5. You feel like rest has to be earned by exhaustion
If you only allow yourself to rest after you have completely drained yourself, you may be carrying a pressure God never gave you. Rest becomes something you have to justify. You cannot sit down unless the house is perfect, the work is done, everyone else is cared for, and you have proven you deserve a pause.
But God built rest into the rhythm of life. Rest is not laziness when it is received with gratitude and wisdom. It is an act of dependence. It says, “Lord, You are God, and I am not.” You can work hard without worshiping work. You can serve faithfully without treating burnout as proof of obedience.
6. You believe peace depends on everyone understanding you
Being misunderstood hurts, especially when your intentions were sincere. It is natural to want people to know the truth, hear your heart, and see the full picture. But if you cannot have peace until every person understands you correctly, your peace will always be out of reach.

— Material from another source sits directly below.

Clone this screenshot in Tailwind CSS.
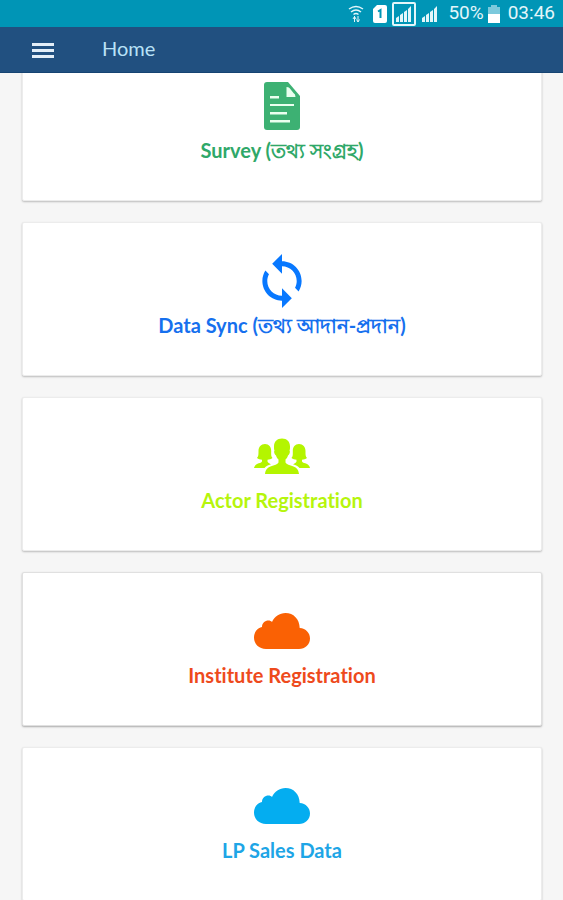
<!DOCTYPE html>
<html lang="en">
<head>
    <meta charset="UTF-8">
    <meta name="viewport" content="width=device-width, initial-scale=1.0">
    <title>Home</title>
    <script src="https://cdn.jsdelivr.net/npm/@tailwindcss/browser@4"></script>
</head>
<body class="bg-[#f6f6f6] h-screen flex flex-col overflow-hidden font-['Lato','Noto_Sans',sans-serif] [font-variant-ligatures:no-common-ligatures]">
    <!-- Status bar -->
    <div class="h-[27px] shrink-0 bg-[#0095b6] text-[#e4f6fa] flex items-center justify-end pr-2 font-['Roboto',sans-serif] text-[19px]">
        <svg class="w-4 h-5 mr-2" viewBox="0 0 16 20" fill="none" stroke="currentColor" stroke-width="1.5" aria-hidden="true">
            <path d="M1 5q7-5 14 0M3 8q5-4 10 0M5.500 10.500q2.500-2 5 0"/>
            <path d="M6.500 12v6M5 15l1.500-2.500L8 15M10 12v6M8.500 15.500L10 18l1.500-2.500" stroke-width="1"/>
        </svg>
        <svg class="w-4 h-5 mr-1" viewBox="0 0 16 20" aria-hidden="true">
            <path d="M5 1h8q2 0 2 2v14q0 2-2 2H3q-2 0-2-2V5z" fill="#fff"/>
            <path d="M6 7.500L8.500 6v8" fill="none" stroke="#0095b6" stroke-width="2"/>
        </svg>
        <svg class="w-6 h-6 mr-1" viewBox="0 0 24 24" aria-hidden="true">
            <rect x="1" y="1" width="22" height="22" rx="1" fill="none" stroke="currentColor" stroke-width="2"/>
            <path d="M4 20v-4l3-2v6zM8 20v-7l3-2v9zM12 20V10l3-2v12zM16 20V7l3-3v16z" fill="currentColor"/>
        </svg>
        <svg class="w-5 h-5 mr-2" viewBox="0 0 20 20" fill="currentColor" aria-hidden="true">
            <path d="M2 18v-4l3-2v6zM6 18v-7l3-2v9zM10 18V8l3-2v12zM14 18V5l3-3v16z"/>
        </svg>
        <span>50%</span>
        <svg class="w-3 h-[18px] ml-1 mr-2" viewBox="0 0 12 18" aria-hidden="true">
            <path d="M3 0h6v2h3v7H0V2h3z" fill="#7cc9dc"/>
            <path d="M0 9h12v9H0z" fill="#fff"/>
        </svg>
        <span>03:46</span>
    </div>

    <!-- App bar -->
    <header class="h-[46px] shrink-0 bg-[#215080] flex items-center pl-8 border-b border-[#164472]">
        <button type="button" aria-label="Menu" class="text-[#e3eef8]">
            <svg class="w-[22px] h-5" viewBox="0 0 22 20" fill="currentColor">
                <path d="M0 3h22v3H0zM0 9h22v3H0zM0 15h22v3H0z"/>
            </svg>
        </button>
        <h1 class="ml-12 pb-1 text-xl text-[#b9e2f7]">Home</h1>
    </header>

    <main class="flex-1 overflow-y-auto [scrollbar-width:none]">
        <nav class="-mt-[26px] pl-[22px] pr-[21px] flex flex-col gap-[21px] text-xl font-bold leading-6 text-center">
            <a href="#survey" class="bg-white rounded-xs border border-[#ececec] shadow-[0_1px_2px_#bbb] pt-[30px] pb-[38px] flex flex-col items-center gap-1 text-[#2fa869]">
                <span class="h-14 flex items-center">
                    <svg class="w-9 h-12" viewBox="0 0 36 48" aria-hidden="true">
                        <path d="M3 0h21l12 14v31q0 3-3 3H3q-3 0-3-3V3q0-3 3-3z" fill="#3db173"/>
                        <path d="M22.500 5v10h9q0-3-2-4l-4-5q-1-1-3-1zM6 14h9v2.500H6zM6 22h24v2H6zM6 30h17v2.500H6zM6 38h20v2.500H6z" fill="#eaffef"/>
                    </svg>
                </span>
                <span>Survey (তথ্য সংগ্রহ)</span>
            </a>
            <a href="#sync" class="bg-white rounded-xs border border-[#ececec] shadow-[0_1px_2px_#bbb] pt-[30px] pb-[38px] flex flex-col items-center gap-1 text-[#1670ee]">
                <span class="h-14 flex items-center">
                    <svg class="w-10 h-[54px]" viewBox="4 1 16 22" fill="#0878ff" aria-hidden="true">
                        <path d="M12 4V1L8 5l4 4V6c3.310 0 6 2.690 6 6 0 1.010-.250 1.970-.700 2.800l1.460 1.460C19.540 15.030 20 13.570 20 12c0-4.420-3.580-8-8-8zm0 14c-3.310 0-6-2.690-6-6 0-1.010.250-1.970.700-2.800L5.240 7.740C4.460 8.970 4 10.430 4 12c0 4.420 3.580 8 8 8v3l4-4-4-4v3z"/>
                    </svg>
                </span>
                <span>Data Sync (তথ্য আদান-প্রদান)</span>
            </a>
            <a href="#actor" class="bg-white rounded-xs border border-[#ececec] shadow-[0_1px_2px_#bbb] pt-[30px] pb-[38px] flex flex-col items-center gap-1 text-[#b6f50c]">
                <span class="h-14 flex items-center">
                    <svg class="w-14 h-9" viewBox="0 0 56 36" fill="#b4f500" aria-hidden="true">
                        <path d="M28 0.500c-5 0-8 3-8 8 0 2 0 3 .500 4-1 1 0 4 1.500 5 .500 2 1.500 3 2.500 4v3c-1 2-4 2.500-8 4-3 1.200-5 3-5.500 7.500h34c-.500-4.500-2.500-6.300-5.500-7.500-4-1.500-7-2-8-4v-3c1-1 2-2 2.500-4 1.500-1 2.500-4 1.500-5 .500-1 .500-2 .500-4 0-5-3-8-8-8z"/>
                        <path id="side" d="M11 6c-4 0-6.500 3-6.500 7 0 4 0 5-1.500 7 1.500 1.200 3 1.500 5 1.700v1.800c-1 1.500-3 1.500-4.500 2.300C1.500 26.800.500 28 0 30h10.500c1.500-1.800 3.500-2.800 6.500-3.800-1.500-.800-3-1.200-3.500-2.700v-1.800c2-.200 3.500-.500 5-1.700-1.500-2-1.300-3-1.300-7 0-4-2.200-7-6.200-7z"/>
                        <use href="#side" transform="matrix(-1 0 0 1 56 0)"/>
                    </svg>
                </span>
                <span>Actor Registration</span>
            </a>
            <a href="#institute" class="bg-white rounded-xs border border-[#e0e0e0] shadow-[0_1px_2px_#aaa] pt-[30px] pb-[38px] flex flex-col items-center gap-1 text-[#ee4a1c]">
                <span class="h-14 flex items-center">
                    <svg class="w-14 h-9" viewBox="0 0 56 36" fill="#fa6104" aria-hidden="true">
                        <path d="M12 36C5 36 0 31 0 24.500 0 19 3.500 15 8 14c0-4 3-6.500 6.500-6.500 1.500 0 2.500.500 3.500 1.500C20.500 3.500 25.500 0 31.500 0c8 0 14 6 14.200 15C52 15.500 56 20 56 25.500 56 31.500 51 36 45 36z"/>
                    </svg>
                </span>
                <span>Institute Registration</span>
            </a>
            <a href="#sales" class="bg-white rounded-xs border border-[#ececec] shadow-[0_1px_2px_#bbb] pt-[30px] pb-[38px] flex flex-col items-center gap-1 text-[#1ea5e6]">
                <span class="h-14 flex items-center">
                    <svg class="w-14 h-9" viewBox="0 0 56 36" fill="#04adf0" aria-hidden="true">
                        <path d="M12 36C5 36 0 31 0 24.500 0 19 3.500 15 8 14c0-4 3-6.500 6.500-6.500 1.500 0 2.500.500 3.500 1.500C20.500 3.500 25.500 0 31.500 0c8 0 14 6 14.200 15C52 15.500 56 20 56 25.500 56 31.500 51 36 45 36z"/>
                    </svg>
                </span>
                <span>LP Sales Data</span>
            </a>
        </nav>
    </main>
</body>
</html>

Sometimes you should clarify. Sometimes you should apologize. Sometimes you should pursue reconciliation. But sometimes, after you have done what is right before God, you have to let Him be your defender. Jesus was misunderstood more deeply than any of us will ever be, and He entrusted Himself to the One who judges justly. You do not have to live chained to every false assumption.

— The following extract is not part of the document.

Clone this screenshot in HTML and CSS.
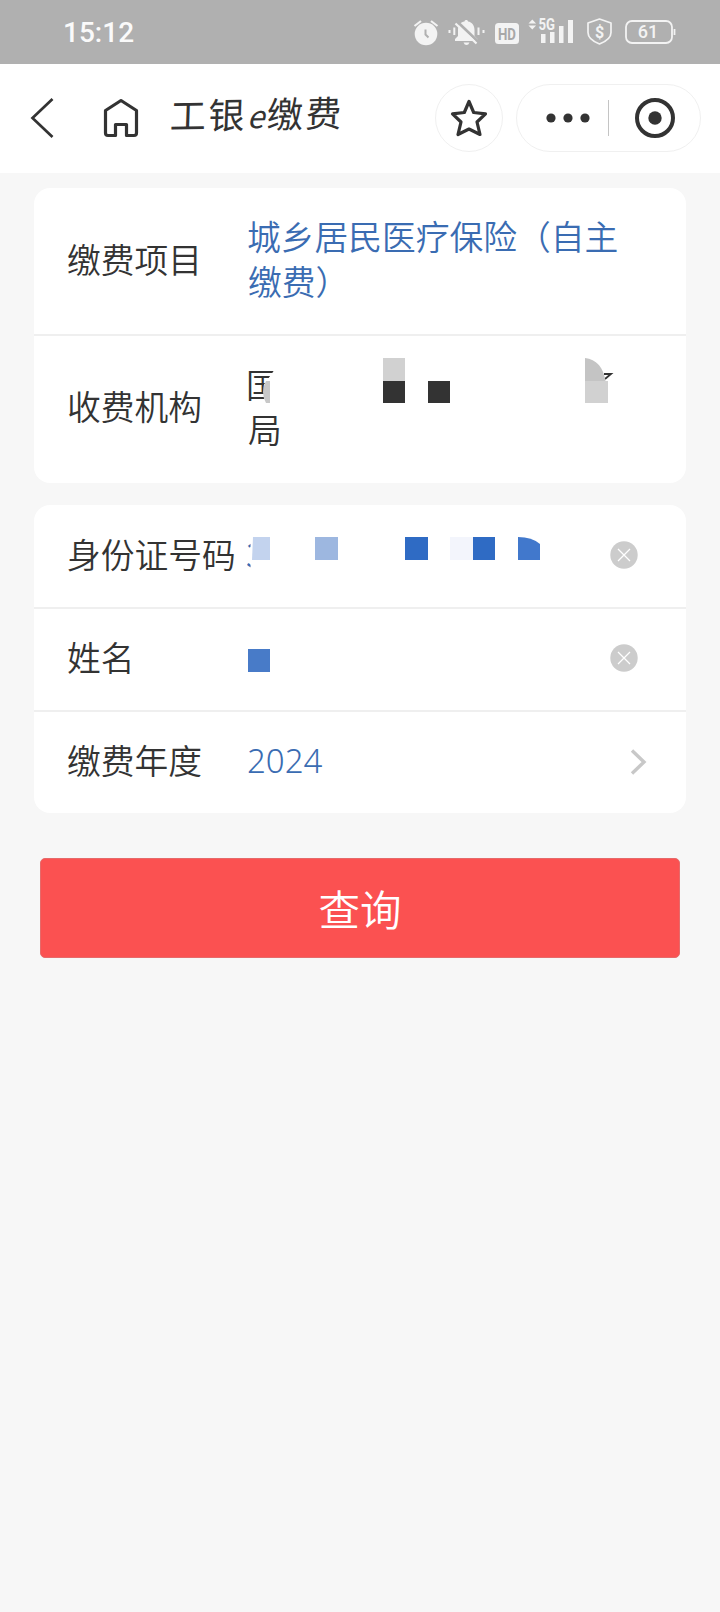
FILE: index.html
```
<!DOCTYPE html>
<html lang="zh-CN">

<head>
    <meta charset="UTF-8">
    <meta name="viewport" content="width=device-width, initial-scale=1.0">
    <title>工银e缴费</title>
    <link rel="stylesheet" href="styles.css">
</head>

<body>
    <div class="status">
        <span class="time">15:12</span>
        <svg class="status-icons" width="280" height="64" viewBox="400 0 280 64">
            <!-- alarm -->
            <circle cx="427" cy="34" r="11.3" fill="#f3f3f3" />
            <path d="M415.5 26l6.5-5M432 21l6.5 5" stroke="#f3f3f3" stroke-width="2.2" fill="none" />
            <path d="M426.5 29.5v5l3 3" stroke="#b0b0b0" stroke-width="2" fill="none" />
            <!-- muted bell -->
            <path d="M456 41v-2l3-3v-6c0-5 3-8 6.500-8.500c0-2 3.500-2 3.500 0c4 .5 6.500 4 6.500 8.500v6l3 3v2z" fill="#f3f3f3" />
            <path d="M464.500 42.500h6q-1 2.500-3 2.500t-3-2.500z" fill="#f3f3f3" />
            <path d="M458.500 22l22 21" stroke="#b0b0b0" stroke-width="3" />
            <path d="M456.500 23.500l21 20" stroke="#f3f3f3" stroke-width="2.200" />
            <path d="M450.500 30v3M455.300 27.500v7.500M479.500 27.500v7.500M484.500 30v3" stroke="#f3f3f3" stroke-width="2" />
            <!-- hd -->
            <rect x="496" y="23" width="24" height="21" rx="3.500" fill="#f3f3f3" />
            <text class="hd" x="508" y="39.500" text-anchor="middle" textLength="18" lengthAdjust="spacingAndGlyphs">HD</text>
            <!-- signal -->
            <path d="M529.500 23.500l3.800-4 3.800 4zM529.500 25.500l3.800 4 3.800-4z" fill="#f3f3f3" />
            <path d="M542 34h4.500v9h-4.500zM551 32h4.500v11h-4.500zM560 26h4.500v17h-4.500zM569 20h5v23h-5z" fill="#f3f3f3" />
            <text class="net" x="539.500" y="30" textLength="16.500" lengthAdjust="spacingAndGlyphs">5G</text>
            <!-- shield -->
            <path d="M600.500 19l11.500 4v9.500c0 5-5 9-11.500 11.500c-6.500-2.500-11.500-6.500-11.500-11.500v-9.500z" fill="none" stroke="#f3f3f3" stroke-width="1.700" stroke-linejoin="round" />
            <text class="dollar" x="600.500" y="37.500" text-anchor="middle">$</text>
            <!-- battery -->
            <rect x="627" y="21" width="46" height="22" rx="6" fill="none" stroke="#f3f3f3" stroke-width="1.800" />
            <path d="M675.500 29v6" stroke="#f3f3f3" stroke-width="1.800" />
            <text class="battery" x="649" y="38" text-anchor="middle">61</text>
        </svg>
    </div>

    <div class="nav">
        <svg class="back" width="24" height="40" viewBox="0 0 24 40">
            <path d="M22.500 1L2.500 20l20 19" fill="none" stroke="#333" stroke-width="2.700" />
        </svg>
        <svg class="home" width="36" height="40" viewBox="0 0 36 40">
            <path d="M18 2.500L33.500 12.500V35q0 2.500-2.500 2.500H23.500V26.500H12.500V37.500H5q-2.500 0-2.500-2.500V12.500z" fill="none" stroke="#333" stroke-width="3.200" stroke-linejoin="round" />
        </svg>
        <h1 class="title">工银<i>e</i>缴费</h1>
        <div class="star">
            <svg width="40" height="40" viewBox="0 0 40 40">
                <path d="M20 3.500L24.700 14.500L36.500 15.800L28 24L31 36.500L20 31L9 36.500L12 24L3.500 15.800L15.300 14.500z" fill="none" stroke="#333" stroke-width="3.200" stroke-linejoin="round" />
            </svg>
        </div>
        <div class="capsule">
            <svg class="dots" width="44" height="10" viewBox="0 0 44 10">
                <circle cx="5" cy="5" r="4.600" fill="#333" />
                <circle cx="22" cy="5" r="4.600" fill="#333" />
                <circle cx="39" cy="5" r="4.600" fill="#333" />
            </svg>
            <span class="line"></span>
            <svg width="40" height="40" viewBox="0 0 40 40">
                <circle cx="20" cy="20" r="18" fill="none" stroke="#333" stroke-width="4" />
                <circle cx="20" cy="20" r="6.700" fill="#333" />
            </svg>
        </div>
    </div>

    <div class="card">
        <div class="row tall">
            <span class="label">缴费项目</span>
            <span class="value">城乡居民医疗保险（自主缴费）</span>
        </div>
        <div class="row tall">
            <span class="label">收费机构</span>
            <span class="value dark"><span class="cut">国</span><br>局
                <svg class="mask" width="380" height="50" viewBox="248 356 380 50">
                    <path d="M270 381v22h-4q-6-11 0-22z" fill="#c8c8c8" />
                    <path d="M383 358h22v23h-22z" fill="#d1d1d1" />
                    <path d="M383 381h22v22h-22zM428 381h22v22h-22z" fill="#333" />
                    <path d="M604 374h7l-6 5" fill="none" stroke="#333" stroke-width="1.800" />
                    <path d="M585 358q17 2 20.500 23h-20.500z" fill="#c4c4c4" />
                    <path d="M585 381h23v22h-23z" fill="#d1d1d1" />
                </svg>
            </span>
        </div>
    </div>

    <div class="card">
        <div class="row">
            <span class="label">身份证号码</span>
            <span class="value"><span class="digit">3</span>
                <svg class="mask id" width="300" height="23" viewBox="248 537 300 23">
                    <path d="M253 537h17v23h-18z" fill="#c3d3ee" />
                    <path d="M315 537h23v23h-23z" fill="#9db7e0" />
                    <path d="M405 537h23v23h-23zM473 537h22v23h-22z" fill="#2f6bc4" />
                    <path d="M450 537h23v23h-23z" fill="#f3f5fc" />
                    <path d="M518 537q14 0 22 7v16h-22z" fill="#4178cc" />
                </svg>
            </span>
            <svg class="clear" width="28" height="28" viewBox="0 0 28 28">
                <circle cx="14" cy="14" r="13.700" fill="#ccc" />
                <path d="M8 8l12 12M20 8L8 20" stroke="#fff" stroke-width="1.300" />
            </svg>
        </div>
        <div class="row">
            <span class="label">姓名</span>
            <span class="value"><span class="block"></span></span>
            <svg class="clear" width="28" height="28" viewBox="0 0 28 28">
                <circle cx="14" cy="14" r="13.700" fill="#ccc" />
                <path d="M8 8l12 12M20 8L8 20" stroke="#fff" stroke-width="1.300" />
            </svg>
        </div>
        <div class="row">
            <span class="label">缴费年度</span>
            <span class="value year">2024</span>
            <svg class="arrow" width="18" height="26" viewBox="0 0 18 26">
                <path d="M2 1.500L14 13L2 24.500" fill="none" stroke="#c8c8c8" stroke-width="3.400" />
            </svg>
        </div>
    </div>

    <button class="query">查询</button>
</body>

</html>
```
FILE: styles.css
```
* {
    box-sizing: border-box;
}

body {
    margin: 0;
    min-height: 1612px;
    background-color: #f7f7f7;
    color: #333;
    font-family: "Noto Sans CJK SC", sans-serif;
    font-weight: 350;
}

.status {
    display: flex;
    justify-content: space-between;
    align-items: center;
    height: 64px;
    padding: 0 41px 0 63px;
    background-color: #b0b0b0;
    color: #fafafa;
}

.time {
    font-family: Roboto, sans-serif;
    font-size: 28px;
    font-weight: 500;
    padding-top: 1px;
}

.status text {
    font-family: Roboto, sans-serif;
    font-weight: 700;
    fill: #f3f3f3;
}

.status .hd {
    font-size: 17px;
    fill: #a8a8a8;
}

.status .net {
    font-size: 16px;
    stroke: #b0b0b0;
    stroke-width: 2px;
    paint-order: stroke;
}

.status .dollar {
    font-size: 16px;
}

.status .battery {
    font-size: 18px;
    font-weight: 500;
}

.nav {
    display: flex;
    align-items: center;
    height: 109px;
    padding: 0 19px 2px 30px;
    background-color: #fff;
}

.home {
    margin-left: 49px;
}

.title {
    margin: 0 0 8px 31px;
    width: 180px;
    font-size: 36px;
    font-weight: 400;
    line-height: 50px;
    letter-spacing: 2.6px;
    white-space: nowrap;
    transform: skewX(-3deg) rotate(-1deg);
}

.title i {
    font-size: 31px;
}

.star {
    display: flex;
    justify-content: center;
    align-items: center;
    width: 68px;
    height: 68px;
    margin-left: auto;
    border: 1px solid #f0f0f0;
    border-radius: 50%;
}

.capsule {
    display: flex;
    align-items: center;
    width: 185px;
    height: 68px;
    margin-left: 13px;
    padding-left: 29px;
    border: 1px solid #f0f0f0;
    border-radius: 34px;
}

.line {
    width: 1px;
    height: 36px;
    margin: 0 26px 0 18px;
    background-color: #c4c4c4;
}

.card {
    margin: 15px 34px 0;
    border-radius: 16px;
    background-color: #fff;
}

.card + .card {
    margin-top: 22px;
}

.row {
    display: flex;
    align-items: center;
    height: 102px;
    padding: 0 34px 6px 33px;
    font-size: 33.75px;
    line-height: 45px;
}

.row + .row {
    height: 103px;
    border-top: 2px solid #efefef;
}

.row.tall {
    height: 146px;
    padding-bottom: 6px;
}

.row.tall + .tall {
    height: 149px;
    padding-bottom: 8px;
}

.label {
    width: 181px;
    white-space: nowrap;
}

.value {
    position: relative;
    width: 380px;
    color: #3a6cb2;
    text-indent: -1px;
}

.dark {
    color: #333;
}

.year {
    top: 1px;
    font-family: "Noto Sans", sans-serif;
    font-size: 33px;
    font-weight: 350;
}

.cut {
    display: inline-block;
    clip-path: polygon(0 0, 27px 0, 27px 10px, 17px 24px, 17px 45px, 0 45px);
}

/* mosaic over the private parts of a value */
.mask {
    position: absolute;
    left: 0;
    top: -5px;
}

.mask.id {
    top: 6px;
}

.digit {
    display: inline-block;
    clip-path: inset(0 14px 0 0);
}

.block {
    display: block;
    width: 22px;
    height: 23px;
    margin-top: 7px;
    background-color: #487bc8;
}

.clear {
    margin: 3px 0 0 -18px;
}

.arrow {
    margin: 4px 0 0 2px;
}

.query {
    display: block;
    width: 640px;
    height: 100px;
    margin: 45px auto 0;
    border: 1px solid #e66a6a;
    border-radius: 5px;
    background-color: #fb5151;
    color: #fff;
    font-family: inherit;
    font-size: 41.5px;
    font-weight: 350;
}
```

7. You are carrying shame Christ already paid for
Conviction is a gift. Shame that keeps you hiding from God is not. If you are in Christ, your sin is serious, but it is not unpaid for. Jesus did not partly bear the guilt of His people. He bore it fully. That means repentance is necessary, but self-punishment is not holiness.
Some women keep replaying sins God has already forgiven, as if feeling miserable long enough will prove they are sorry enough. But grief over sin is meant to lead us to repentance and renewed dependence, not endless self-condemnation. Romans 8:1 says there is no condemnation for those who are in Christ Jesus. If God has forgiven you in Christ, you are not more righteous for refusing to receive His mercy.
8. You think being faithful means never needing help
There is a quiet pride that can hide under the language of responsibility. You tell yourself you are just being strong, dependable, mature, or selfless. But underneath, you may believe needing help makes you weak, needy, or disappointing.
God did not design His people to function as isolated little kingdoms. The church is called a body for a reason. We need one another. We need prayer, counsel, encouragement, correction, meals, practical help, and sometimes someone to sit with us while we cry. Asking for help is not always a failure of faith. Often, it is one of the ways God provides for His children.
Not every heavy thing in your life is wrong. Some burdens are part of love, obedience, motherhood, marriage, ministry, work, and ordinary faithfulness in a fallen world.
But some pressure is not from the Lord.
Some of it comes from trying to be liked by everyone. Some of it comes from trying to control what only God can control. Some of it comes from refusing rest, hiding weakness, or believing grace applies to everyone else more easily than it applies to you.
Christ does not invite weary souls to come prove they can carry more. He says, “Come to me.” That is the better place to start.
You can be faithful without being frantic. You can be loving without being limitless. You can serve without becoming a savior. And you can lay down any burden your Father never asked you to pick up.